:: Your goal ::
Find the lines that hold the word "this" and return them.

:: Data records ::
::::
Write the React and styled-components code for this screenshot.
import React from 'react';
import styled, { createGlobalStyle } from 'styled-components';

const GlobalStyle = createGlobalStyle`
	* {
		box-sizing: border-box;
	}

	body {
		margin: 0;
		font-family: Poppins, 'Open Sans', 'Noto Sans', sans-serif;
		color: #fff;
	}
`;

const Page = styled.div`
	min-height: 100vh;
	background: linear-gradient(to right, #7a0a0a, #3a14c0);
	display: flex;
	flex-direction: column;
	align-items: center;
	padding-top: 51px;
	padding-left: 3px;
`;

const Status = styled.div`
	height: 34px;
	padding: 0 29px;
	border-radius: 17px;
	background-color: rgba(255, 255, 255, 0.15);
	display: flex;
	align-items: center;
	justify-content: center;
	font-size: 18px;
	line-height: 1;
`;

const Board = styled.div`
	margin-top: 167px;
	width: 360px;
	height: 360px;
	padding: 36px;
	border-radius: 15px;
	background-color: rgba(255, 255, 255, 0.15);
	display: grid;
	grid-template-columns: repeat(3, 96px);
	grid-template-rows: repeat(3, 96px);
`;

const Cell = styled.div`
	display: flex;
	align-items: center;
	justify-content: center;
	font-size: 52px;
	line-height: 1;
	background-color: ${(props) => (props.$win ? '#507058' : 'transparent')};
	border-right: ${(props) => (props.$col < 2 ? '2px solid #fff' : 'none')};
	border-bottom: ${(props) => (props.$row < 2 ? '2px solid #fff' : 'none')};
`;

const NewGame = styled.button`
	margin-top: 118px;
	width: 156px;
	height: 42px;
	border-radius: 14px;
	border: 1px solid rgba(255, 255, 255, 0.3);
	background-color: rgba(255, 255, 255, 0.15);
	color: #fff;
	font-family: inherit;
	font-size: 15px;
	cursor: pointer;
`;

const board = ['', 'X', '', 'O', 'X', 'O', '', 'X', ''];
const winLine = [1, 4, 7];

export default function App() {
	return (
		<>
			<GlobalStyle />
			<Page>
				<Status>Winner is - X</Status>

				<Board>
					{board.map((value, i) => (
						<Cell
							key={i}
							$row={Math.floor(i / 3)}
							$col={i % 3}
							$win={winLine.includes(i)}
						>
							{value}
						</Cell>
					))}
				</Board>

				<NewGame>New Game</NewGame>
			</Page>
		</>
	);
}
::::
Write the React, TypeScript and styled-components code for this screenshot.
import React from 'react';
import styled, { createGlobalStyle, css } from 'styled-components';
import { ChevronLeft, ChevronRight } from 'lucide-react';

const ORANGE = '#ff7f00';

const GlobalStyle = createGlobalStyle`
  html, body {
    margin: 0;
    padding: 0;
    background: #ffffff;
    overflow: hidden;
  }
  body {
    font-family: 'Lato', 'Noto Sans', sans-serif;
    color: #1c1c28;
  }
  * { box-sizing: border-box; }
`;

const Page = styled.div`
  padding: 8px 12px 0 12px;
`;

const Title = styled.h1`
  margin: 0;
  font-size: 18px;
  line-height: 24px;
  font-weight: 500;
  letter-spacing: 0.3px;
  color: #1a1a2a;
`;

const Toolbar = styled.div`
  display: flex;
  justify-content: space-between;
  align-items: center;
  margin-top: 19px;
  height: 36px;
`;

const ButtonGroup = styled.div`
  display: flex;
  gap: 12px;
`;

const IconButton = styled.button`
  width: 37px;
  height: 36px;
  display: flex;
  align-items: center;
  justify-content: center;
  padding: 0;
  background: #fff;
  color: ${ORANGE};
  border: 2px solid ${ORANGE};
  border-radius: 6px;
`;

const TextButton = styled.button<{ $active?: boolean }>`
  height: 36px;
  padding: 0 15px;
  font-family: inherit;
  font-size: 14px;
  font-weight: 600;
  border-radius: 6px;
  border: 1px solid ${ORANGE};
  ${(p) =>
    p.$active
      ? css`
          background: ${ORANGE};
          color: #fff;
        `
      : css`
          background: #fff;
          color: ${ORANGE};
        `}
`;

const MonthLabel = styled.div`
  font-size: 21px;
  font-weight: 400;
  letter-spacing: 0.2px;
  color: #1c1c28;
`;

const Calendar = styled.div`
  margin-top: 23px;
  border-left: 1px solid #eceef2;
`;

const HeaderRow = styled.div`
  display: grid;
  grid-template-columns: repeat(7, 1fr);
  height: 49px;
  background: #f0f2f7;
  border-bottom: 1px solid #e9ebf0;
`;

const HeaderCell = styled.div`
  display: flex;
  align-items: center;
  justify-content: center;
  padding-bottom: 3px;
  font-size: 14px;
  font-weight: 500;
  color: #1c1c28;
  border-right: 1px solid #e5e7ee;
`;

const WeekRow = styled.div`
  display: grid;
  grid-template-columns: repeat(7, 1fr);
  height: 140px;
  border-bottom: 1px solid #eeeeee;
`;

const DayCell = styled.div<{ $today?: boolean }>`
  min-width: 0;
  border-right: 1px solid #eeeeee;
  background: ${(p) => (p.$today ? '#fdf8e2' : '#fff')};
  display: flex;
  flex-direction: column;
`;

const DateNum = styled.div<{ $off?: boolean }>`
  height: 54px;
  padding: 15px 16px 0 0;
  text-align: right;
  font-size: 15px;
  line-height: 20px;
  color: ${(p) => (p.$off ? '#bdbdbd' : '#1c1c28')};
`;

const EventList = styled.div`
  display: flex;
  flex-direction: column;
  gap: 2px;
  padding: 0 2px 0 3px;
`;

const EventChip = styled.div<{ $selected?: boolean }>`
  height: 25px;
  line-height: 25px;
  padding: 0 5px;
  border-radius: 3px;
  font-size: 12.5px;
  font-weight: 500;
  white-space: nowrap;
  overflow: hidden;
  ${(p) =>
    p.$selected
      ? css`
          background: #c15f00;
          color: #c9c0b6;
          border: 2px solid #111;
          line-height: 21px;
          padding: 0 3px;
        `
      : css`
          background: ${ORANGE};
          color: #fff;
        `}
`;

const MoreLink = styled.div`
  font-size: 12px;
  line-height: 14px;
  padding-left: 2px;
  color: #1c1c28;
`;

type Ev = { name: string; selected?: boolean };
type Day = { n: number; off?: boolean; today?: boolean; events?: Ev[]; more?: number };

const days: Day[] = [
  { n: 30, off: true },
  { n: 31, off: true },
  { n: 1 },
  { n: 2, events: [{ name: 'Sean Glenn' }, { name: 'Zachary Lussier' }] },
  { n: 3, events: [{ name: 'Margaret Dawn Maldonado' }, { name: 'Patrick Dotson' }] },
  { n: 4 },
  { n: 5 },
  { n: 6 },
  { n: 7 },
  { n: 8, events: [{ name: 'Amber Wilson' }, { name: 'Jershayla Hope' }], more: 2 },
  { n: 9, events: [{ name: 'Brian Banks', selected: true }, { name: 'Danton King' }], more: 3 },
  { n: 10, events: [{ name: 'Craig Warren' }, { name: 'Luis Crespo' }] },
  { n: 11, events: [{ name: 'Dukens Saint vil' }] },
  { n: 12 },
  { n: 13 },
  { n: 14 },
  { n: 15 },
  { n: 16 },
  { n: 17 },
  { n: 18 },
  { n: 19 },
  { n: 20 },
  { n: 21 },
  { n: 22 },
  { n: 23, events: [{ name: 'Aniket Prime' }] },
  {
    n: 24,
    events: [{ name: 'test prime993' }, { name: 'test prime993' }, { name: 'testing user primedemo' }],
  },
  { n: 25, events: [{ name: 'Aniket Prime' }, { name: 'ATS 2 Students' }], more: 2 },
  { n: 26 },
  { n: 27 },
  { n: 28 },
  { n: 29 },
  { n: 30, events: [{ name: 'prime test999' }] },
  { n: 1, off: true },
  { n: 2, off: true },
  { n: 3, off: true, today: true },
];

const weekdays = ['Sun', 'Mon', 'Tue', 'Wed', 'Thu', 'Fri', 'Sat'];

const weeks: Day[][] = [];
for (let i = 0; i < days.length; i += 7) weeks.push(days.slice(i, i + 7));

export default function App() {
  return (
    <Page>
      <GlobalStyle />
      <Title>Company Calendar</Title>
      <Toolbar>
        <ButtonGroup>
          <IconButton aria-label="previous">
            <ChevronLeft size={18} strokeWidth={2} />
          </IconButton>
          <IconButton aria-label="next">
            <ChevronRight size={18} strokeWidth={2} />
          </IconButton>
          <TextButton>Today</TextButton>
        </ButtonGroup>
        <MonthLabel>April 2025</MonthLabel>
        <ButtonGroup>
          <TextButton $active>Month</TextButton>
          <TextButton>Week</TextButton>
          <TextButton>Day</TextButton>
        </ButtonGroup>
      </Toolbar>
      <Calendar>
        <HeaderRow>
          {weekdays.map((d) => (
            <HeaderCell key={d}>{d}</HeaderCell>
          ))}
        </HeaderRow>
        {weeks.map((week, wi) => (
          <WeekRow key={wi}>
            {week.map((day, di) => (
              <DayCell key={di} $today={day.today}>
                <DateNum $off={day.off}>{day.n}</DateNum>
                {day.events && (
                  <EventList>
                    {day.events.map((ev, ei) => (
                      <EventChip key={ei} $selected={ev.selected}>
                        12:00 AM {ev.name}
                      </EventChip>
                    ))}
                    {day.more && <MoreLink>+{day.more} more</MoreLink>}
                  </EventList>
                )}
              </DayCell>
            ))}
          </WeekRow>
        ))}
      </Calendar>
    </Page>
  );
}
::::
:: Solution below ::
Write the React and styled-components code for this screenshot.
Write the React, TypeScript and styled-components code for this screenshot.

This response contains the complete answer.